No więc warto jednak, jeśli trzydzieści lat temu spędzało się młodość między blokami, kultywować dosyć tradycyjny nurt kina albo muzyki, jak kto woli, jakim jest/był teledysk. Piszę o tym nieistniejącym dziele, ponieważ zupełnie niedawno usłyszałem, że przestała istnieć stacja telewizyjna, która teledyskiem „Personal Jesus” zespołu Depeche Mode wprowadziła do naszego mieszkania prawdziwy Zachód. Wytęskniony, kolorowy, bogaty – pełen dobrej muzyki i markowych ciuchów. Wprowadziła też prawdziwe teledyski, które przy naszych studyjnych produkcjach z kartonu, pomysłów, inwencji i dobrych chęci, wyglądały jak Bentley przy Polonezie Caro, którego „kupi, ten kto jest naprawdę…”, jak śpiewała Apteka.

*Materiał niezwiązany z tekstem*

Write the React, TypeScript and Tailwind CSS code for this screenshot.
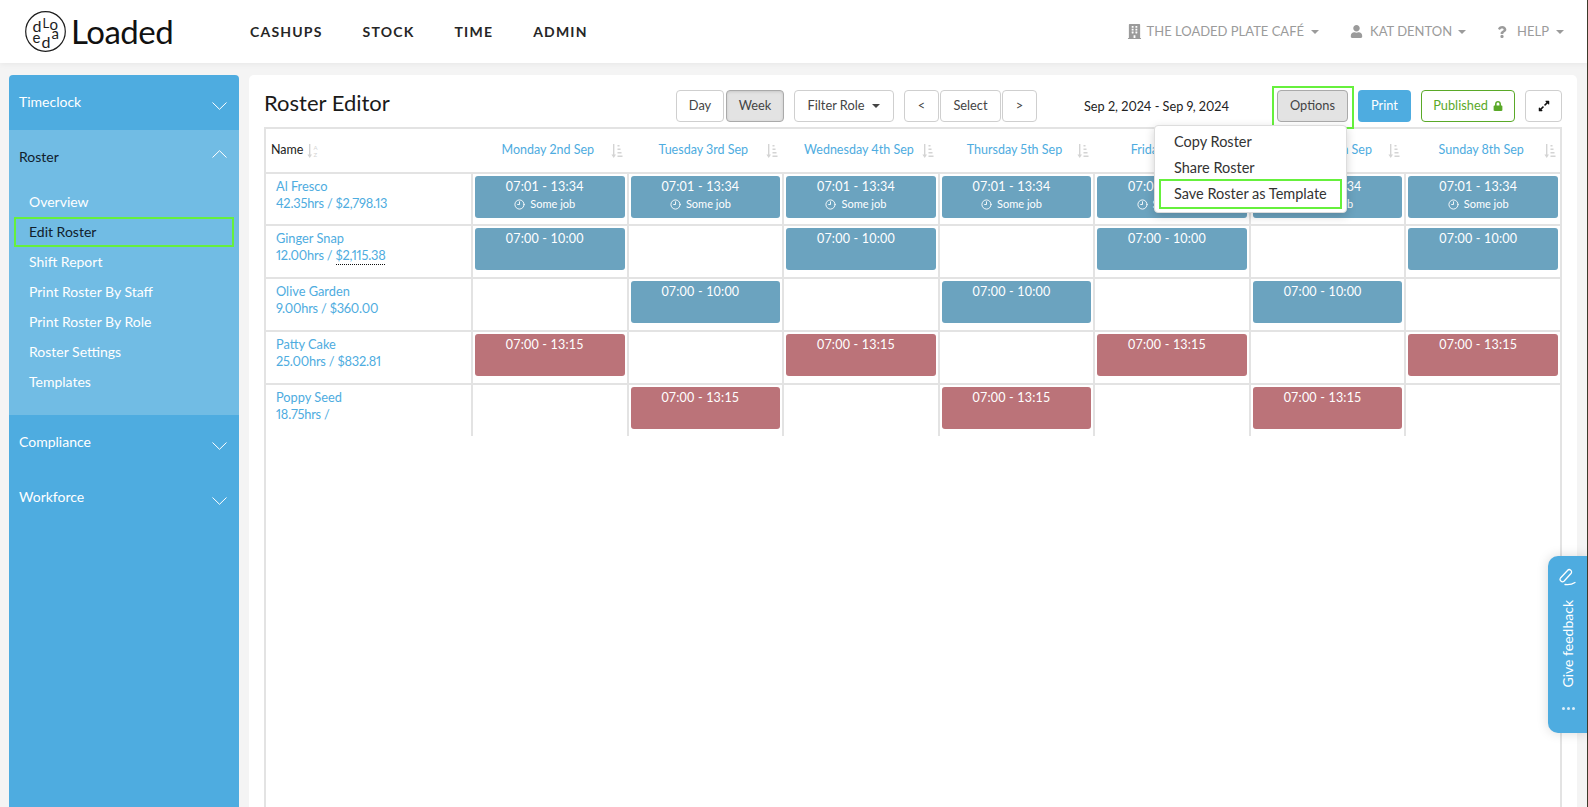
import { Clock9 } from 'lucide-react'
import { FaBuilding, FaUser, FaQuestion, FaLock, FaExpandAlt } from 'react-icons/fa'

const days = ['Monday 2nd Sep', 'Tuesday 3rd Sep', 'Wednesday 4th Sep', 'Thursday 5th Sep', 'Friday 6th Sep', 'Saturday 7th Sep', 'Sunday 8th Sep']

type Row = {
  name: string
  hours: string
  pay?: string
  dotted?: boolean
  time: string
  job?: boolean
  red?: boolean
  on: number[]
  height: string
}

const rows: Row[] = [
  { name: 'Al Fresco', hours: '42.35hrs / ', pay: '$2,798.13', time: '07:01 - 13:34', job: true, on: [0, 1, 2, 3, 4, 5, 6], height: 'h-[52px]' },
  { name: 'Ginger Snap', hours: '12.00hrs / ', pay: '$2,115.38', dotted: true, time: '07:00 - 10:00', on: [0, 2, 4, 6], height: 'h-[53px]' },
  { name: 'Olive Garden', hours: '9.00hrs / ', pay: '$360.00', time: '07:00 - 10:00', on: [1, 3, 5], height: 'h-[53px]' },
  { name: 'Patty Cake', hours: '25.00hrs / ', pay: '$832.81', time: '07:00 - 13:15', red: true, on: [0, 2, 4, 6], height: 'h-[53px]' },
  { name: 'Poppy Seed', hours: '18.75hrs / ', time: '07:00 - 13:15', red: true, on: [1, 3, 5], height: 'h-[51px]' },
]

function Caret() {
  return <span className="inline-block w-0 h-0 border-x-[4px] border-x-transparent border-t-[4px] border-t-current" />
}

function SortIcon({ az }: { az?: boolean }) {
  return (
    <svg width="12" height="14" viewBox="0 0 12 14" className="shrink-0 text-[#d4d4d4]" fill="currentColor">
      <path d="M2 0h1.400v10.500H5L2.700 14 .4 10.500H2z" />
      {az ? (
        <>
          <text x="6.500" y="5.500" fontSize="6">A</text>
          <text x="6.500" y="13" fontSize="6">Z</text>
        </>
      ) : (
        <path d="M6.500 1h2v1.500h-2zM6.500 4.500h3V6h-3zM6.500 8h4v1.500h-4zM6.500 11.500h5V13h-5z" />
      )}
    </svg>
  )
}

function Chevron({ up }: { up?: boolean }) {
  return (
    <svg width="15" height="8" viewBox="0 0 15 8" fill="none" stroke="white" strokeWidth="1" className={up ? '-mt-[7px]' : 'mt-[7px]'}>
      <path d={up ? 'M.5 7.500 7.500.7l7 6.800' : 'M.5.5l7 6.800 7-6.800'} />
    </svg>
  )
}

function NavSection({ label, open }: { label: string; open?: boolean }) {
  return (
    <div className={`flex justify-between items-center h-[55px] pl-[10px] pr-[12px] text-[14px] ${open ? 'text-[#10202c]' : 'text-white'}`}>
      <span className="-mt-[2px]">{label}</span>
      <Chevron up={open} />
    </div>
  )
}

function Shift({ row }: { row: Row }) {
  return (
    <div className={`mt-[2px] mx-[2px] h-[42px] rounded-[3px] text-white text-center pr-[10px] ${row.red ? 'bg-[#bb7379]' : 'bg-[#6ba3bf]'}`}>
      <div className="text-[12.500px] leading-[16px] pt-[3px] tracking-[0.2px] tabular-nums">{row.time}</div>
      {row.job && (
        <div className="flex items-center justify-center gap-[5px] text-[11px] leading-[16px] mt-[1px]">
          <Clock9 size={11} strokeWidth={2} />
          <span>Some job</span>
        </div>
      )}
    </div>
  )
}

function Btn({ children, className = '' }: { children: React.ReactNode; className?: string }) {
  return (
    <button className={`h-[32px] flex items-center justify-center border border-[#cfcfcf] rounded-[4px] text-[12.800px] text-[#444] bg-white ${className}`}>
      {children}
    </button>
  )
}

export default function App() {
  return (
    <div className="relative h-[807px] w-[1588px] overflow-hidden bg-[#f4f4f4] proportional-nums font-['Lato','Liberation_Sans',sans-serif]">
      <header className="h-[63px] bg-white flex items-center shadow-[0_1px_6px_rgba(0,0,0,0.06)]">
        <div className="flex items-center w-[250px] pl-[25px]">
          <svg width="41" height="41" viewBox="0 0 41 41" className="text-[#1d1d1d] shrink-0" fill="currentColor" fontFamily="Lato, sans-serif">
            <circle cx="20.500" cy="20.500" r="19.800" fill="none" stroke="currentColor" strokeWidth="1.200" />
            <text x="7.500" y="21" fontSize="16">d</text>
            <text x="17.500" y="17" fontSize="13">L</text>
            <text x="24.500" y="18.500" fontSize="15">o</text>
            <text x="7.500" y="32" fontSize="15">e</text>
            <text x="16.500" y="37" fontSize="16">d</text>
            <text x="26.500" y="28" fontSize="15">a</text>
          </svg>
          <span className="ml-[5px] text-[33px] leading-none text-[#111] tracking-[-0.5px]">Loaded</span>
        </div>
        <nav className="flex items-center gap-[40px] text-[14px] font-bold tracking-[1.200px] text-[#262626]">
          <span>CASHUPS</span>
          <span>STOCK</span>
          <span>TIME</span>
          <span>ADMIN</span>
        </nav>
        <div className="ml-auto flex items-center pr-[24px] text-[13px] text-[#9b9b9b]">
          <FaBuilding size={15} className="mr-[5px]" />
          <span className="mr-[7px]">THE LOADED PLATE CAFÉ</span>
          <Caret />
          <FaUser size={13} className="ml-[31px] mr-[7px]" />
          <span className="mr-[6px]">KAT DENTON</span>
          <Caret />
          <FaQuestion size={12} className="ml-[30px] mr-[9px]" />
          <span className="mr-[7px]">HELP</span>
          <Caret />
        </div>
      </header>

      <div className="flex h-[744px] pt-[12px] pl-[9px] gap-[10px]">
        <aside className="w-[230px] bg-[#4eace0] rounded-t-[4px] overflow-hidden">
          <NavSection label="Timeclock" />
          <div className="bg-[#71bce4] h-[285px]">
            <NavSection label="Roster" open />
            <ul className="text-[14px] text-white pt-[2px]">
              {['Overview', 'Edit Roster', 'Shift Report', 'Print Roster By Staff', 'Print Roster By Role', 'Roster Settings', 'Templates'].map(item => (
                item === 'Edit Roster'
                  ? <li key={item} className="h-[30px] leading-[26px] mx-[5px] pl-[13px] text-[#10202c] border-2 border-[#66f03c]">{item}</li>
                  : <li key={item} className="h-[30px] leading-[30px] pl-[20px]">{item}</li>
              ))}
            </ul>
          </div>
          <NavSection label="Compliance" />
          <NavSection label="Workforce" />
        </aside>

        <main className="w-[1328px] h-[732px] bg-white rounded-t-[5px] px-[15px]">
          <div className="relative flex items-start h-[52px] pt-[15px]">
            <h1 className="text-[22px] -mt-[4px] text-[#1a1a1a] w-[412px]">Roster Editor</h1>
            <Btn className="w-[48px]">Day</Btn>
            <Btn className="w-[58px] ml-[2px] !bg-[#e3e3e3] !border-[#aaa] shadow-[inset_0_1px_3px_rgba(0,0,0,0.12)]">Week</Btn>
            <Btn className="w-[100px] ml-[10px] gap-[8px]">Filter Role <Caret /></Btn>
            <Btn className="w-[35px] ml-[10px]">&lt;</Btn>
            <Btn className="w-[61px] ml-[1px]">Select</Btn>
            <Btn className="w-[35px] ml-[1px]">&gt;</Btn>
            <span className="ml-[47px] w-[193px] text-[12.700px] leading-[32px] text-[#222]">Sep 2, 2024 - Sep 9, 2024</span>
            <Btn className="w-[71px] !bg-[#e3e3e3] !border-[#aaa]">Options</Btn>
            <button className="h-[32px] w-[53px] ml-[10px] rounded-[4px] bg-[#4eace0] text-white text-[12.800px]">Print</button>
            <button className="h-[32px] w-[94px] ml-[10px] rounded-[4px] border border-[#5aa928] text-[#5aa928] text-[12.800px] flex items-center justify-center gap-[5px]">
              Published <FaLock size={10} />
            </button>
            <Btn className="w-[37px] ml-[10px]"><FaExpandAlt size={12} className="text-[#111]" /></Btn>

            {/* green highlight round Options */}
            <div className="absolute left-[1008px] top-[11px] w-[82px] h-[43px] border-2 border-[#66f03c] z-10" />

            <div className="absolute left-[890px] top-[50px] w-[193px] h-[88px] z-20 bg-white border border-[#ddd] rounded-[4px] shadow-[0_3px_10px_rgba(0,0,0,0.18)] text-[14.500px] text-[#333] pt-[3px]">
              <div className="h-[26px] leading-[26px] pl-[19px]">Copy Roster</div>
              <div className="h-[26px] leading-[26px] pl-[19px]">Share Roster</div>
              <div className="h-[30px] leading-[26px] mx-[4px] pl-[13px] border-2 border-[#66f03c] -mt-[2px]">Save Roster as Template</div>
            </div>
          </div>

          <div className="h-[680px] border-x-2 border-t-2 border-[#e3e3e3]">
            <div className="grid grid-cols-[205px_repeat(7,minmax(0,1fr))] h-[45px] border-b-2 border-[#e3e3e3] text-[12.500px]">
              <div className="flex items-center gap-[4px] pl-[5px] text-[#222]">Name <SortIcon az /></div>
              {days.map(d => (
                <div key={d} className="flex items-center pl-[14px] pr-[4px] text-[#4eace0] whitespace-nowrap overflow-hidden">
                  <span className="flex-1 text-center">{d}</span>
                  <SortIcon />
                </div>
              ))}
            </div>
            {rows.map((r, i) => (
              <div key={r.name} className={`grid grid-cols-[205px_repeat(7,minmax(0,1fr))] ${r.height} ${i < rows.length - 1 ? 'border-b-2 border-[#e3e3e3]' : ''}`}>
                <div className="pl-[10px] pt-[4px] text-[12.800px] leading-[17px] text-[#4eace0]">
                  <div>{r.name}</div>
                  <div className="tracking-[-0.2px]">
                    {r.hours}
                    {r.pay && <span className={r.dotted ? 'border-b border-dotted border-[#111] pb-[1px]' : ''}>{r.pay}</span>}
                  </div>
                </div>
                {days.map((d, j) => (
                  <div key={d} className="border-l-2 border-[#e3e3e3]">
                    {r.on.includes(j) && <Shift row={r} />}
                  </div>
                ))}
              </div>
            ))}
          </div>
        </main>
      </div>

      <div className="absolute right-0 top-[556px] w-[40px] h-[177px] bg-[#4eace0] rounded-l-[10px] shadow-[0_0_12px_rgba(0,0,0,0.15)] text-white flex flex-col items-center pt-[12px]">
        <svg width="18" height="18" viewBox="0 0 18 18" fill="none" stroke="currentColor" strokeWidth="1.300" strokeLinecap="round">
          <path d="M1.500 10 8.500 2.500a2 2 0 0 1 3.500 3L5 13.200A2.400 2.400 0 0 1 1.500 10z" />
          <path d="M6 16.500c4 .5 7 0 10-2" />
        </svg>
        <span className="mt-[14px] text-[14px] leading-none [writing-mode:vertical-rl] rotate-180">Give feedback</span>
        <span className="mt-[20px] flex gap-[2px]">
          <i className="w-[3px] h-[3px] rounded-full bg-white/80" />
          <i className="w-[3px] h-[3px] rounded-full bg-white/80" />
          <i className="w-[3px] h-[3px] rounded-full bg-white/80" />
        </span>
      </div>
      {/* edge of the capture */}
      <div className="absolute right-0 top-0 bottom-0 w-px bg-[#3d3a2a]" />
    </div>
  )
}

Niemal biegłem ze szkoły, żeby na ruskim „Rubinie” włączyć po raz pierwszy „kablówkę”. Pstryk, a jako jedyny – jeszcze próbny kanał – MTV i Gore oraz Gahan w jakimś czarno-białym pueblo wypełnionym obnoszącymi się ze swoją żałobą Senioritami. Już nigdy nie przestałem myśleć o tej piosence inaczej niż w czerni i bieli, chociaż basista miał jakąś rdzawą zamszówkę kowbojską dla kontrastu. Już na zawsze piosenka kojarzy mi się z pragnieniem, z gorąca drgającym powietrzem, niepokojąco niejednoznacznymi żałobniczkami i poczuciem jakiegoś zupełnego oddalenia.

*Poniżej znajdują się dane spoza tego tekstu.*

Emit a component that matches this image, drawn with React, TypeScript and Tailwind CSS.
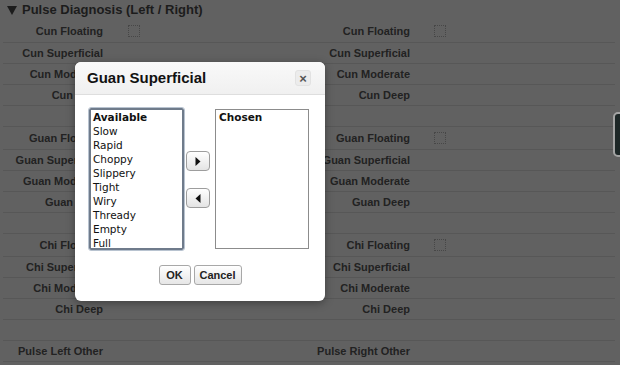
import React from "react";

type Row = { left: string; right: string; check?: boolean };

const rows: Row[] = [
  { left: "Cun Floating", right: "Cun Floating", check: true },
  { left: "Cun Superficial", right: "Cun Superficial" },
  { left: "Cun Moderate", right: "Cun Moderate" },
  { left: "Cun Deep", right: "Cun Deep" },
  { left: "", right: "" },
  { left: "Guan Floating", right: "Guan Floating", check: true },
  { left: "Guan Superficial", right: "Guan Superficial" },
  { left: "Guan Moderate", right: "Guan Moderate" },
  { left: "Guan Deep", right: "Guan Deep" },
  { left: "", right: "" },
  { left: "Chi Floating", right: "Chi Floating", check: true },
  { left: "Chi Superficial", right: "Chi Superficial" },
  { left: "Chi Moderate", right: "Chi Moderate" },
  { left: "Chi Deep", right: "Chi Deep" },
  { left: "", right: "" },
  { left: "Pulse Left Other", right: "Pulse Right Other" },
];

const available = ["Slow", "Rapid", "Choppy", "Slippery", "Tight", "Wiry", "Thready", "Empty", "Full"];

const Checkbox = () => (
  <span className="inline-block w-[12px] h-[12px] border border-dotted border-[#474747]" />
);

const ArrowButton = ({ dir }: { dir: "left" | "right" }) => (
  <button className="w-[24px] h-[20px] flex items-center justify-center rounded-[4px] border border-[#9d9d9d] bg-gradient-to-b from-white to-[#e4e4e4]">
    <svg width="6" height="9" viewBox="0 0 6 9">
      {dir === "right" ? <path d="M0.5 0 L5.5 4.5 L0.5 9 Z" fill="#111" /> : <path d="M5.5 0 L0.5 4.5 L5.5 9 Z" fill="#111" />}
    </svg>
  </button>
);

export default function App() {
  return (
    <div className="relative w-[620px] h-[365px] overflow-hidden bg-[#616161] font-['Liberation_Sans',Arial,sans-serif]">
      {/* page behind overlay */}
      <div className="h-[20px] flex items-center pl-[7px] text-[13px] font-bold text-[#1c1c1c]">
        <svg width="10" height="9" viewBox="0 0 10 9" className="mr-[5px]">
          <path d="M0 0 L10 0 L5 9 Z" fill="#1c1c1c" />
        </svg>
        <span>Pulse Diagnosis (Left / Right)</span>
      </div>
      <div className="mx-[3px] w-[612px]">
        {rows.map((r, i) => (
          <div
            key={i}
            className={`flex items-center border-b border-[#575757] ${r.check ? "h-[23px]" : "h-[21px]"} text-[11px] font-bold text-[#222]`}
          >
            <div className="w-[307px] flex items-center">
              <span className="w-[100px] text-right whitespace-nowrap">{r.left}</span>
              {r.check && (
                <span className="ml-[25px] flex">
                  <Checkbox />
                </span>
              )}
            </div>
            <div className="flex items-center">
              <span className="w-[100px] text-right whitespace-nowrap">{r.right}</span>
              {r.check && (
                <span className="ml-[24px] flex">
                  <Checkbox />
                </span>
              )}
            </div>
          </div>
        ))}
      </div>

      {/* side tab peeking at the right edge */}
      <div className="absolute left-[613px] top-[112px] w-[12px] h-[45px] rounded-l-[5px] border-2 border-[#a3a3a3] bg-[#1d2727]" />

      {/* dialog */}
      <div className="absolute left-[75px] top-[62px] w-[250px] h-[239px] bg-white rounded-[6px] shadow-[0_2px_8px_rgba(0,0,0,0.35)] flex flex-col">
        <div className="h-[33px] shrink-0 flex items-center justify-between pl-[12px] pr-[14px] rounded-t-[6px] border-b border-[#dedede] bg-gradient-to-b from-[#f9f9f9] to-[#f0f0f0]">
          <span className="text-[15px] font-bold text-[#111]">Guan Superficial</span>
          <span className="w-[16px] h-[16px] flex items-center justify-center rounded-[3px] bg-[#ececec] border border-[#e2e2e2] text-[13px] font-bold text-[#555] leading-none">
            ×
          </span>
        </div>
        <div className="flex pl-[14px] pt-[13px] font-['DejaVu_Sans',sans-serif] text-[10.5px] leading-[14px] text-[#111]">
          <div className="w-[95px] h-[142px] border-2 border-[#6f7b8b] outline outline-1 outline-[#b8c3d0] rounded-[2px] pl-[2px] overflow-hidden">
            <div className="font-bold">Available</div>
            {available.map((a) => (
              <div key={a}>{a}</div>
            ))}
          </div>
          <div className="flex flex-col ml-[2px] pt-[43px] gap-[17px]">
            <ArrowButton dir="right" />
            <ArrowButton dir="left" />
          </div>
          <div className="ml-[5px] w-[94px] h-[140px] mt-[1px] border border-[#8c8c8c] pl-[3px]">
            <div className="font-bold">Chosen</div>
          </div>
        </div>
        <div className="flex justify-center gap-[3px] mt-[15px] text-[11px] font-bold text-[#222]">
          <button className="w-[32px] h-[20px] rounded-[3px] border border-[#a8a8a8] bg-gradient-to-b from-white to-[#e6e6e6]">OK</button>
          <button className="w-[48px] h-[20px] rounded-[3px] border border-[#a8a8a8] bg-gradient-to-b from-white to-[#e6e6e6]">Cancel</button>
        </div>
      </div>
    </div>
  );
}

Proszę sobie teraz wyobrazić, gdyby zamiast scenarzysty, reżysera, operatora, dźwiękowca, statystów, melodii, rytmu, barw i śpiewu, a na koniec tekst ktoś powiedziałby, że w tej części pustej przestrzeni jest teledysk pod tytułem „Personal Jesus”. Kto z Państwa, ale szczerze, odtworzyłby sobie w głowie takie arcydziełko?